### Goal
Repeat the material exactly as it appears.

### Given information

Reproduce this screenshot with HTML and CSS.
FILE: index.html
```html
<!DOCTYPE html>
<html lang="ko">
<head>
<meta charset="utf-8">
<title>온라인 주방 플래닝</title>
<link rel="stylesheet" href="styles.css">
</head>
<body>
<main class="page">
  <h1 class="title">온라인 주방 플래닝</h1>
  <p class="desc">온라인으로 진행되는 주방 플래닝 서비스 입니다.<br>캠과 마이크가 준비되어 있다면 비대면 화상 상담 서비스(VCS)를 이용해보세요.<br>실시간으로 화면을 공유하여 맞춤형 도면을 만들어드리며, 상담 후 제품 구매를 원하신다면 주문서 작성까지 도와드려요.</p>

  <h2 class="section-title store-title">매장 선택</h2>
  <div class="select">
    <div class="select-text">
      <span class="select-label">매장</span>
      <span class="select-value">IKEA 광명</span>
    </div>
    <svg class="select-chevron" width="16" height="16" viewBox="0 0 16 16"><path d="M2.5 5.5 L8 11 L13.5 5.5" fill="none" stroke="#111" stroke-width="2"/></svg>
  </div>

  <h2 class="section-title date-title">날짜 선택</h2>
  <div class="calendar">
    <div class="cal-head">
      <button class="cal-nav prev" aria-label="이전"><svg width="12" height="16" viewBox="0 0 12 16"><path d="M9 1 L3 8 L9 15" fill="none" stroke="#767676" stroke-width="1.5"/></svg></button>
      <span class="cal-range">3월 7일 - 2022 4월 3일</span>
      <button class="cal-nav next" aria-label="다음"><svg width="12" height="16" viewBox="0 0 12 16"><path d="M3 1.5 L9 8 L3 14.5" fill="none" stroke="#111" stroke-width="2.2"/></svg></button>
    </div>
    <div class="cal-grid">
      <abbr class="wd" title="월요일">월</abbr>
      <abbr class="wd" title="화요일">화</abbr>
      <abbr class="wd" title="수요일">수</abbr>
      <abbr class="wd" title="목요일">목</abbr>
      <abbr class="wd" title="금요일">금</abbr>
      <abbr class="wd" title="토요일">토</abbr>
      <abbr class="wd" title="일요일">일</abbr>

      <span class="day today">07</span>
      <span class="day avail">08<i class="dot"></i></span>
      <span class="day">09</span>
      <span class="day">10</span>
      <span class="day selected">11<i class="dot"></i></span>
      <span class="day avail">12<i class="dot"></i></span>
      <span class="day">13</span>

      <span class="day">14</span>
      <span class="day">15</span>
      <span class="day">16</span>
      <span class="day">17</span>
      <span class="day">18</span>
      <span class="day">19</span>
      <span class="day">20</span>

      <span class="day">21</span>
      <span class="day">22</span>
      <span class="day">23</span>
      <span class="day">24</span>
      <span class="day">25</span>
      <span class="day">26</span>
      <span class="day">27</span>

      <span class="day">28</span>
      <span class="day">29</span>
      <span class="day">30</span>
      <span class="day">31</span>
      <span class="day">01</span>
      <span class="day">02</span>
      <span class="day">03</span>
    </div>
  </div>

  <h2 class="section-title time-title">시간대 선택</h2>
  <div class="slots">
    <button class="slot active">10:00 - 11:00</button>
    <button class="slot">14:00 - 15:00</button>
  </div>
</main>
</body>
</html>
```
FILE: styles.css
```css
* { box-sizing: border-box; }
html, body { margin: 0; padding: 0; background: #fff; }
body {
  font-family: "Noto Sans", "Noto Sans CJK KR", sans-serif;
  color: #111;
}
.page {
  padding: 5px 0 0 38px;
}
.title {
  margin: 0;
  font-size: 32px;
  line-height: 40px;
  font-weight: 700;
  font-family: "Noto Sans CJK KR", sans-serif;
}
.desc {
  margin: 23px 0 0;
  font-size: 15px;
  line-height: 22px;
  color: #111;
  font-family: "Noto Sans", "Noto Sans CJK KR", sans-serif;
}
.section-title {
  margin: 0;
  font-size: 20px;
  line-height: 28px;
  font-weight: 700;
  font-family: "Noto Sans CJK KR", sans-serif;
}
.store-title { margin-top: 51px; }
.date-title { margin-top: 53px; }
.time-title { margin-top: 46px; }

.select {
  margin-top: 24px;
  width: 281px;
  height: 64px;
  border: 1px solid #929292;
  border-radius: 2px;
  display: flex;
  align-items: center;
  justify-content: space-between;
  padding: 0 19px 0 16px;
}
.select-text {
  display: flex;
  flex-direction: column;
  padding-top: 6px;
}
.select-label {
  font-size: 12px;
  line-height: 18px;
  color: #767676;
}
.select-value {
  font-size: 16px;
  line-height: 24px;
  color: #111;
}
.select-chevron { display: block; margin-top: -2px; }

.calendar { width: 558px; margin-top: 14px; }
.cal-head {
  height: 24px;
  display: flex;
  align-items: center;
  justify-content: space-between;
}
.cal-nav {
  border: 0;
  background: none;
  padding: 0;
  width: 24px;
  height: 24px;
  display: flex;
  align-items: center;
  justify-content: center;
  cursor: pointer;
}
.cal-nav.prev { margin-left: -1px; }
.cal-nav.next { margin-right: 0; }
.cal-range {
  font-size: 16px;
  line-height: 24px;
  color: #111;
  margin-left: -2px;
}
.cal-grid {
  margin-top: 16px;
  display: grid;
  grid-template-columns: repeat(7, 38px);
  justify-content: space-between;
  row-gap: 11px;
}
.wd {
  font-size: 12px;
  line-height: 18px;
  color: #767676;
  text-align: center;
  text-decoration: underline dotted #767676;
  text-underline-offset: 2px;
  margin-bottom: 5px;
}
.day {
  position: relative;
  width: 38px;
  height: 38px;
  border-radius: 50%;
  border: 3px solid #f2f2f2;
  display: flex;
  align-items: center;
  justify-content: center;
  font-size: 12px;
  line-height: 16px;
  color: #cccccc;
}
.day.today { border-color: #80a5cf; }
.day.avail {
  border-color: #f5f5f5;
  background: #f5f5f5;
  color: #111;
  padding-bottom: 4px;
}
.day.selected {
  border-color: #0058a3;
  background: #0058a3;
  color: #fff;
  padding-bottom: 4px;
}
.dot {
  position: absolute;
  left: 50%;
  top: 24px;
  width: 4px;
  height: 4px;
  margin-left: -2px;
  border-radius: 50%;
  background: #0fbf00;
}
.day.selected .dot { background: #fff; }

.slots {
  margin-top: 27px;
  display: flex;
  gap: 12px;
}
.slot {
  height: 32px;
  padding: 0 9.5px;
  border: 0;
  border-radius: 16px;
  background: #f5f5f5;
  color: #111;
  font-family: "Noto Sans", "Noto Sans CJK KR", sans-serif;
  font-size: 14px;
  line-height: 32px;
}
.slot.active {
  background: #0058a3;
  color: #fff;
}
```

### Response to this exercise
Reproduce this screenshot with HTML and CSS.
FILE: index.html
```html
<!DOCTYPE html>
<html lang="ko">
<head>
<meta charset="utf-8">
<title>온라인 주방 플래닝</title>
<link rel="stylesheet" href="styles.css">
</head>
<body>
<main class="page">
  <h1 class="title">온라인 주방 플래닝</h1>
  <p class="desc">온라인으로 진행되는 주방 플래닝 서비스 입니다.<br>캠과 마이크가 준비되어 있다면 비대면 화상 상담 서비스(VCS)를 이용해보세요.<br>실시간으로 화면을 공유하여 맞춤형 도면을 만들어드리며, 상담 후 제품 구매를 원하신다면 주문서 작성까지 도와드려요.</p>

  <h2 class="section-title store-title">매장 선택</h2>
  <div class="select">
    <div class="select-text">
      <span class="select-label">매장</span>
      <span class="select-value">IKEA 광명</span>
    </div>
    <svg class="select-chevron" width="16" height="16" viewBox="0 0 16 16"><path d="M2.5 5.5 L8 11 L13.5 5.5" fill="none" stroke="#111" stroke-width="2"/></svg>
  </div>

  <h2 class="section-title date-title">날짜 선택</h2>
  <div class="calendar">
    <div class="cal-head">
      <button class="cal-nav prev" aria-label="이전"><svg width="12" height="16" viewBox="0 0 12 16"><path d="M9 1 L3 8 L9 15" fill="none" stroke="#767676" stroke-width="1.5"/></svg></button>
      <span class="cal-range">3월 7일 - 2022 4월 3일</span>
      <button class="cal-nav next" aria-label="다음"><svg width="12" height="16" viewBox="0 0 12 16"><path d="M3 1.5 L9 8 L3 14.5" fill="none" stroke="#111" stroke-width="2.2"/></svg></button>
    </div>
    <div class="cal-grid">
      <abbr class="wd" title="월요일">월</abbr>
      <abbr class="wd" title="화요일">화</abbr>
      <abbr class="wd" title="수요일">수</abbr>
      <abbr class="wd" title="목요일">목</abbr>
      <abbr class="wd" title="금요일">금</abbr>
      <abbr class="wd" title="토요일">토</abbr>
      <abbr class="wd" title="일요일">일</abbr>

      <span class="day today">07</span>
      <span class="day avail">08<i class="dot"></i></span>
      <span class="day">09</span>
      <span class="day">10</span>
      <span class="day selected">11<i class="dot"></i></span>
      <span class="day avail">12<i class="dot"></i></span>
      <span class="day">13</span>

      <span class="day">14</span>
      <span class="day">15</span>
      <span class="day">16</span>
      <span class="day">17</span>
      <span class="day">18</span>
      <span class="day">19</span>
      <span class="day">20</span>

      <span class="day">21</span>
      <span class="day">22</span>
      <span class="day">23</span>
      <span class="day">24</span>
      <span class="day">25</span>
      <span class="day">26</span>
      <span class="day">27</span>

      <span class="day">28</span>
      <span class="day">29</span>
      <span class="day">30</span>
      <span class="day">31</span>
      <span class="day">01</span>
      <span class="day">02</span>
      <span class="day">03</span>
    </div>
  </div>

  <h2 class="section-title time-title">시간대 선택</h2>
  <div class="slots">
    <button class="slot active">10:00 - 11:00</button>
    <button class="slot">14:00 - 15:00</button>
  </div>
</main>
</body>
</html>
```
FILE: styles.css
```css
* { box-sizing: border-box; }
html, body { margin: 0; padding: 0; background: #fff; }
body {
  font-family: "Noto Sans", "Noto Sans CJK KR", sans-serif;
  color: #111;
}
.page {
  padding: 5px 0 0 38px;
}
.title {
  margin: 0;
  font-size: 32px;
  line-height: 40px;
  font-weight: 700;
  font-family: "Noto Sans CJK KR", sans-serif;
}
.desc {
  margin: 23px 0 0;
  font-size: 15px;
  line-height: 22px;
  color: #111;
  font-family: "Noto Sans", "Noto Sans CJK KR", sans-serif;
}
.section-title {
  margin: 0;
  font-size: 20px;
  line-height: 28px;
  font-weight: 700;
  font-family: "Noto Sans CJK KR", sans-serif;
}
.store-title { margin-top: 51px; }
.date-title { margin-top: 53px; }
.time-title { margin-top: 46px; }

.select {
  margin-top: 24px;
  width: 281px;
  height: 64px;
  border: 1px solid #929292;
  border-radius: 2px;
  display: flex;
  align-items: center;
  justify-content: space-between;
  padding: 0 19px 0 16px;
}
.select-text {
  display: flex;
  flex-direction: column;
  padding-top: 6px;
}
.select-label {
  font-size: 12px;
  line-height: 18px;
  color: #767676;
}
.select-value {
  font-size: 16px;
  line-height: 24px;
  color: #111;
}
.select-chevron { display: block; margin-top: -2px; }

.calendar { width: 558px; margin-top: 14px; }
.cal-head {
  height: 24px;
  display: flex;
  align-items: center;
  justify-content: space-between;
}
.cal-nav {
  border: 0;
  background: none;
  padding: 0;
  width: 24px;
  height: 24px;
  display: flex;
  align-items: center;
  justify-content: center;
  cursor: pointer;
}
.cal-nav.prev { margin-left: -1px; }
.cal-nav.next { margin-right: 0; }
.cal-range {
  font-size: 16px;
  line-height: 24px;
  color: #111;
  margin-left: -2px;
}
.cal-grid {
  margin-top: 16px;
  display: grid;
  grid-template-columns: repeat(7, 38px);
  justify-content: space-between;
  row-gap: 11px;
}
.wd {
  font-size: 12px;
  line-height: 18px;
  color: #767676;
  text-align: center;
  text-decoration: underline dotted #767676;
  text-underline-offset: 2px;
  margin-bottom: 5px;
}
.day {
  position: relative;
  width: 38px;
  height: 38px;
  border-radius: 50%;
  border: 3px solid #f2f2f2;
  display: flex;
  align-items: center;
  justify-content: center;
  font-size: 12px;
  line-height: 16px;
  color: #cccccc;
}
.day.today { border-color: #80a5cf; }
.day.avail {
  border-color: #f5f5f5;
  background: #f5f5f5;
  color: #111;
  padding-bottom: 4px;
}
.day.selected {
  border-color: #0058a3;
  background: #0058a3;
  color: #fff;
  padding-bottom: 4px;
}
.dot {
  position: absolute;
  left: 50%;
  top: 24px;
  width: 4px;
  height: 4px;
  margin-left: -2px;
  border-radius: 50%;
  background: #0fbf00;
}
.day.selected .dot { background: #fff; }

.slots {
  margin-top: 27px;
  display: flex;
  gap: 12px;
}
.slot {
  height: 32px;
  padding: 0 9.5px;
  border: 0;
  border-radius: 16px;
  background: #f5f5f5;
  color: #111;
  font-family: "Noto Sans", "Noto Sans CJK KR", sans-serif;
  font-size: 14px;
  line-height: 32px;
}
.slot.active {
  background: #0058a3;
  color: #fff;
}
```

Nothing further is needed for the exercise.